:: DATASET EXTRACT
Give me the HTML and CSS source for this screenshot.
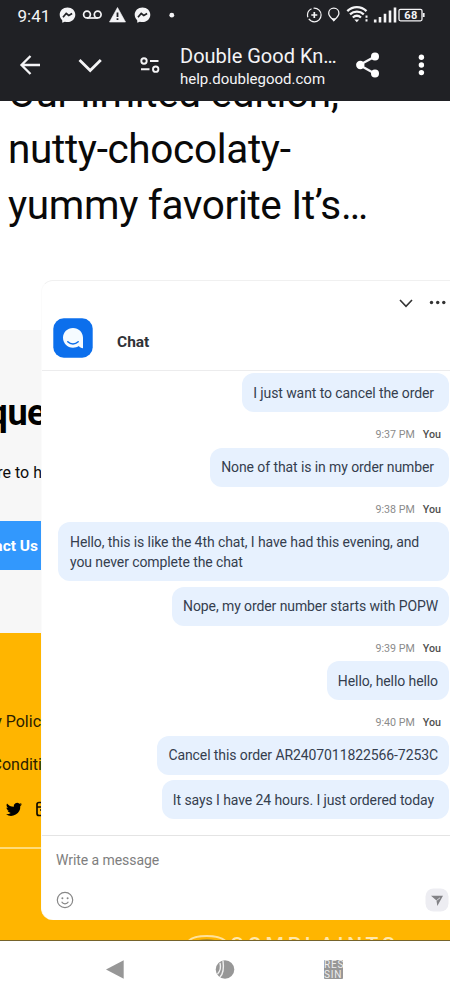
FILE: index.html
```html
<!DOCTYPE html>
<html lang="en">
<head>
<meta charset="utf-8">
<title>Double Good Knowledge Base</title>
<link rel="stylesheet" href="styles.css">
</head>
<body>
<div class="phone">
  <header class="browser">
    <svg class="browser-icons" width="450" height="101" viewBox="0 0 450 101" fill="none" stroke="#f4f4f6">
      <!-- notification icons -->
      <g id="messenger" fill="#f4f4f6" stroke="none">
        <path d="M67.5 7.500c-4.500 0-7.800 3.200-7.800 7.300 0 2.200 1 4.100 2.500 5.400l.1 2.600 2.500-1.100c.9.3 1.800.4 2.700.4 4.500 0 7.800-3.200 7.800-7.300s-3.300-7.300-7.800-7.300z"/>
        <path d="M63 17.200l3.200-3.700 2.600 2 3.300-2" fill="none" stroke="#202125" stroke-width="1.700"/>
      </g>
      <use href="#messenger" x="75"/>
      <g stroke-width="1.700"><circle cx="87" cy="14.500" r="3.400"/><circle cx="97.700" cy="14.500" r="3.400"/><path d="M87 18h10.700"/></g>
      <path d="M117.500 7.500l8 14.500h-16z" fill="#f4f4f6" stroke="#f4f4f6" stroke-width=".6"/>
      <path d="M117.500 12.500v4.500M117.500 18.300v1.800" stroke="#202125" stroke-width="1.800"/>
      <circle cx="171.800" cy="15.200" r="2.400" fill="#f4f4f6" stroke="none"/>
      <!-- system icons -->
      <circle cx="314.300" cy="15" r="6.800" stroke-width="1.200" stroke-dasharray="17 2 10 2"/>
      <path d="M314.300 12v6M311.300 15h6" stroke-width="1.700"/>
      <path d="M333.800 8.200c-3 0-5.100 2.200-5.100 5 0 3.100 3 5.200 5.100 7.300 2.100-2.100 5.100-4.200 5.100-7.300 0-2.800-2.100-5-5.100-5z" stroke-width="1.300"/>
      <path d="M331.500 18.300l2.300 3.300 2.300-3.300z" fill="#f4f4f6" stroke="none"/>
      <path d="M347.300 11.200c5.500-5.300 13.700-5.300 19.200 0M350 14.400c4-3.700 9.800-3.700 13.800 0M352.800 17.500c2.500-2.200 5.700-2.200 8.200 0" stroke-width="2.300"/>
      <path d="M354.300 19.500h5l-2.500 2.800z" fill="#f4f4f6" stroke="none"/>
      <path d="M366.500 15.500v2.300M366.500 19.300v2.300" stroke-width="2"/>
      <g stroke-width="2.600"><path d="M375.200 19.500v3M380 17v5.500M385 13.800v8.700M390 10.500v12M395 7.500v15"/></g>
      <rect x="399" y="9.300" width="23" height="11.500" rx="1.500" stroke-width="1.300"/>
      <path d="M423.700 13v4" stroke-width="1.800"/>
      <!-- toolbar icons -->
      <path d="M40 65H22M30.500 56l-9 9 9 9" stroke-width="2.300"/>
      <path d="M79.500 60l10.700 10.500L100.800 60" stroke-width="2.800"/>
      <g stroke-width="1.900"><circle cx="144" cy="61" r="2.700"/><path d="M150 61h8.500M141 69.200h8.500"/><circle cx="155.700" cy="69.200" r="2.700"/></g>
      <path d="M375 56.500l-15.500 8.500 15.500 8.700" stroke-width="2.300"/>
      <g fill="#fff" stroke="none"><circle cx="375" cy="56.500" r="4"/><circle cx="360.300" cy="65" r="4.200"/><circle cx="375" cy="73.500" r="4"/><circle cx="421.400" cy="57.300" r="2.700"/><circle cx="421.400" cy="65" r="2.700"/><circle cx="421.400" cy="72.600" r="2.700"/></g>
    </svg>
    <div class="status"><span class="clock">9:41</span><span class="battery">68</span></div>
    <div class="address">
      <div class="page-title">Double Good Kn…</div>
      <div class="page-host">help.doublegood.com</div>
    </div>
  </header>

  <main class="page">
    <section class="hero"><p class="hero-text">Our limited edition,<br>nutty-chocolaty-<br>yummy favorite It’s…</p></section>
    <section class="help">
      <h2 class="help-title">que</h2>
      <p class="help-copy">re to h</p>
      <div class="help-button">act Us</div>
    </section>
    <footer class="footer">
      <div class="footer-link">y Polic</div>
      <div class="footer-link">Conditi</div>
      <svg class="social" width="42" height="18" viewBox="0 0 42 18">
        <path d="M22 3.200c-.6.300-1.200.4-1.900.5.700-.4 1.200-1 1.400-1.700-.6.400-1.300.6-2.100.8a3.300 3.300 0 0 0-5.600 3C11 5.700 8.600 4.400 7 2.400c-.9 1.500-.4 3.400 1 4.400-.5 0-1-.2-1.500-.4 0 1.600 1.100 2.900 2.600 3.200-.5.100-1 .1-1.500 0 .4 1.300 1.600 2.200 3.100 2.300A6.600 6.600 0 0 1 6 13.300 9.300 9.300 0 0 0 20.300 5c.7-.5 1.200-1.100 1.700-1.800z" transform="translate(0 1)"/>
        <path d="M42 2.500h-3q-2 0-2 2v9q0 2 2 2h3M37 7h5M42 10h-2" fill="none" stroke="#120d00" stroke-width="1.700"/>
      </svg>
      <div class="footer-rule"></div>
    </footer>

    <section class="chat">
      <header class="chat-head">
        <svg class="chat-actions" width="50" height="12" viewBox="0 0 50 12"><path d="M1 2l6 6.300L13 2" fill="none" stroke="#333" stroke-width="1.600"/><g fill="#333"><circle cx="32.500" cy="4.500" r="1.700"/><circle cx="38.700" cy="4.500" r="1.700"/><circle cx="44.800" cy="4.500" r="1.700"/></g></svg>
        <div class="chat-brand">
          <svg width="40" height="40" viewBox="0 0 40 40"><rect x=".3" y=".3" width="39.400" height="39.400" rx="10.500" fill="#0c6fec"/><path d="M20 10C14.300 10 10 14.300 10 19.800s4.300 9.900 10 9.900c2.300 0 4.200-.6 5.900-1.700.9 1.400 2.200 2.100 4.100 2.200V19.800C30 14.300 25.700 10 20 10z" fill="#f5fbff"/><path d="M14.800 23.700c3 2.900 7.300 2.900 10.400 0" fill="none" stroke="#0c6fec" stroke-width="1.500" stroke-linecap="round"/></svg>
          <h1 class="chat-title">Chat</h1>
        </div>
      </header>
      <div class="messages">
        <div class="bubble trail">I just want to cancel the order</div>
        <div class="meta"><time>9:37 PM</time><b>You</b></div>
        <div class="bubble trail">None of that is in my order number</div>
        <div class="meta"><time>9:38 PM</time><b>You</b></div>
        <div class="bubble wide">Hello, this is like the 4th chat, I have had this evening, and<br>you never complete the chat</div>
        <div class="bubble next">Nope, my order number starts with POPW</div>
        <div class="meta"><time>9:39 PM</time><b>You</b></div>
        <div class="bubble">Hello, hello hello</div>
        <div class="meta"><time>9:40 PM</time><b>You</b></div>
        <div class="bubble">Cancel this order AR2407011822566-7253C</div>
        <div class="bubble next trail">It says I have 24 hours. I just ordered today</div>
      </div>
      <div class="composer">
        <div class="prompt">Write a message</div>
        <div class="tools">
          <svg width="18" height="18" viewBox="0 0 18 18" fill="none" stroke="#888"><circle cx="9" cy="9" r="7.700" stroke-width="1.200"/><path d="M5.600 10.800c1.500 2.700 5.300 2.700 6.800 0" stroke-width="1.200"/><circle cx="6.400" cy="7.200" r="1" fill="#888" stroke="none"/><circle cx="11.600" cy="7.200" r="1" fill="#888" stroke="none"/></svg>
          <svg width="24" height="24" viewBox="0 0 24 24"><rect x=".5" y=".5" width="23" height="23" rx="8" fill="#ededf2"/><path d="M6 7.700h12L12.300 18l-.8-5.500z" fill="#828286"/><path d="M11.500 12.500l3.500-2.700" stroke="#ededf2" stroke-width=".8"/></svg>
        </div>
      </div>
    </section>
    <div class="watermark">
      <svg width="38" height="6" viewBox="0 0 38 6"><path d="M1 5.500C7-.5 30-.5 37 5.500" fill="none" stroke="#ffe29a" stroke-width="2"/><path d="M7 6C14 3.500 24 3.500 30 6" fill="#9b8434"/></svg>
      <span>COMPLAINTS</span>
    </div>
  </main>

  <nav class="navbar">
    <svg width="20" height="22" viewBox="0 0 20 22"><path d="M18.700 1.200v18.600L1 10.500z" fill="#979797"/></svg>
    <svg width="20" height="22" viewBox="0 0 20 22"><circle cx="10" cy="10.500" r="9.300" fill="#979797"/><path d="M2.500 15c2.500-2.500 3.500-7 2.500-11M5 18c3-3 4-9 3-16" fill="none" stroke="#f0f0f0" stroke-width="1.400"/></svg>
    <div class="recents"><span>RES</span><span>SIN</span></div>
  </nav>
</div>
</body>
</html>
```
FILE: styles.css
```css
* { box-sizing: border-box; }
body { margin: 0; font-family: Roboto, "Liberation Sans", sans-serif; background: #fff; }
p, h1, h2 { margin: 0; font-weight: 400; }
svg { display: block; flex: none; }
.phone { width: 450px; height: 1000px; overflow: hidden; display: flex; flex-direction: column; }

.browser { position: relative; flex: none; height: 101px; background: #202125; color: #f4f4f6; }
.browser-icons { position: absolute; inset: 0; }
.status { height: 32px; padding: 6px 29px 0 17.5px; display: flex; justify-content: space-between; }
.clock { font-size: 17px; line-height: 20px; }
.battery { font-size: 11px; font-weight: 700; line-height: 19px; width: 18px; text-align: center; margin-right: 1px; letter-spacing: .5px; }
.address { padding: 13px 0 0 180px; white-space: nowrap; }
.page-title { font-size: 20px; line-height: 23px; }
.page-host { font-size: 15px; line-height: 23px; }

.page { position: relative; flex: none; height: 840px; overflow: hidden; border-bottom: 1.5px solid #75632b; display: flex; flex-direction: column; }
.hero { height: 229px; flex: none; overflow: hidden; background: #fff; }
.hero-text { margin-top: -36px; padding-left: 8px; font-size: 40.5px; letter-spacing: -.34px; line-height: 56px; color: #090909; white-space: nowrap; }
.help { height: 303px; flex: none; background: #f7f7f7; color: #0c0c0c; white-space: nowrap; }
.help > * { width: 42px; display: flex; justify-content: flex-end; overflow: hidden; }
.help-title { width: 46px; padding-top: 61px; height: 121px; font-size: 36px; letter-spacing: -.5px; font-weight: 700; line-height: 44px; color: #000; }
.help-copy { height: 70px; padding-top: 10px; font-size: 16px; line-height: 24px; }
.help-button { height: 49px; padding-right: 4px; align-items: center; font-size: 15.500px; font-weight: 700; background: #3298fd; color: #fff; }
.footer { flex: 1; background: #ffb500; color: #2a1d00; }
.footer-link { width: 42px; height: 43px; overflow: hidden; display: flex; justify-content: flex-end; font-size: 16px; line-height: 24px; white-space: nowrap; }
.footer-link:first-child { margin-top: 77px; padding-right: 1px; }
.social { margin-top: 4px; }
.footer-rule { height: 1.5px; margin-top: 29px; background: #ffdb78; }

.chat { position: absolute; left: 41px; top: 179px; width: 411px; height: 640px; background: #fff; border-top: 1px solid #f0f0f0; border-left: 1px solid #fbfbfb; border-radius: 12px 0 0 12px; display: flex; flex-direction: column; overflow: hidden; }
.chat-head { height: 90px; flex: none; border-bottom: 1px solid #ececed; padding-top: 17px; }
.chat-actions { margin-left: 357px; }
.chat-brand { display: flex; align-items: center; gap: 24px; margin: 8px 0 0 11px; }
.chat-title { font-size: 15.500px; font-weight: 700; line-height: 24px; color: #303236; padding-top: 8px; }
.messages { flex: none; height: 464px; padding: 2px 3px 0 0; display: flex; flex-direction: column; align-items: flex-end; }
.bubble { padding: 9.500px 11px; border-radius: 12px; background: #e7f1fe; color: #353e4e; font-size: 14px; letter-spacing: -.09px; line-height: 20px; white-space: nowrap; }
.trail { padding-right: 15px; }
.wide { width: 391px; padding-left: 12px; }
.next { margin-top: 5.500px; }
.meta { height: 35.500px; padding: 17px 8px 0 0; display: flex; gap: 8px; font-size: 10.700px; line-height: 12px; color: #8b8b8b; }
.meta b { font-weight: 500; color: #505050; }
.composer { flex: 1; border-top: 1px solid #e4e4e4; padding: 14px 3px 0 14px; }
.prompt { font-size: 14px; letter-spacing: -.06px; line-height: 20px; color: #7e7e7e; }
.tools { display: flex; justify-content: space-between; align-items: center; margin-top: 18px; }

.watermark { position: absolute; left: 188px; top: 834px; height: 5px; display: flex; gap: 4px; overflow: hidden; color: #ffe7ab; font-size: 21px; font-weight: 500; letter-spacing: 3.700px; line-height: 20px; }
.navbar { flex: 1; display: flex; gap: 89.500px; padding: 18px 0 0 105px; background: #fff; }
.recents { width: 19px; height: 19px; margin-top: 1px; background: #979797; border-radius: 1px; color: #eee; font-size: 10px; letter-spacing: .8px; line-height: 9.500px; overflow: hidden; display: flex; flex-direction: column; }
```
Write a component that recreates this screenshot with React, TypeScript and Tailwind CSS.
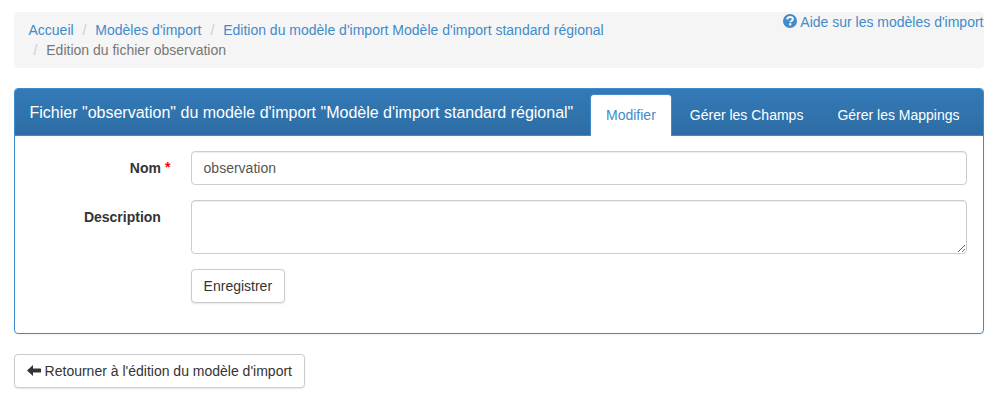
::::
WORK REQUIRED.
Where a line holds "Write", copy that line.

TASK RESPONSE.
        <div class="prompt">Write a message</div>
Write a component that recreates this screenshot with React, TypeScript and Tailwind CSS.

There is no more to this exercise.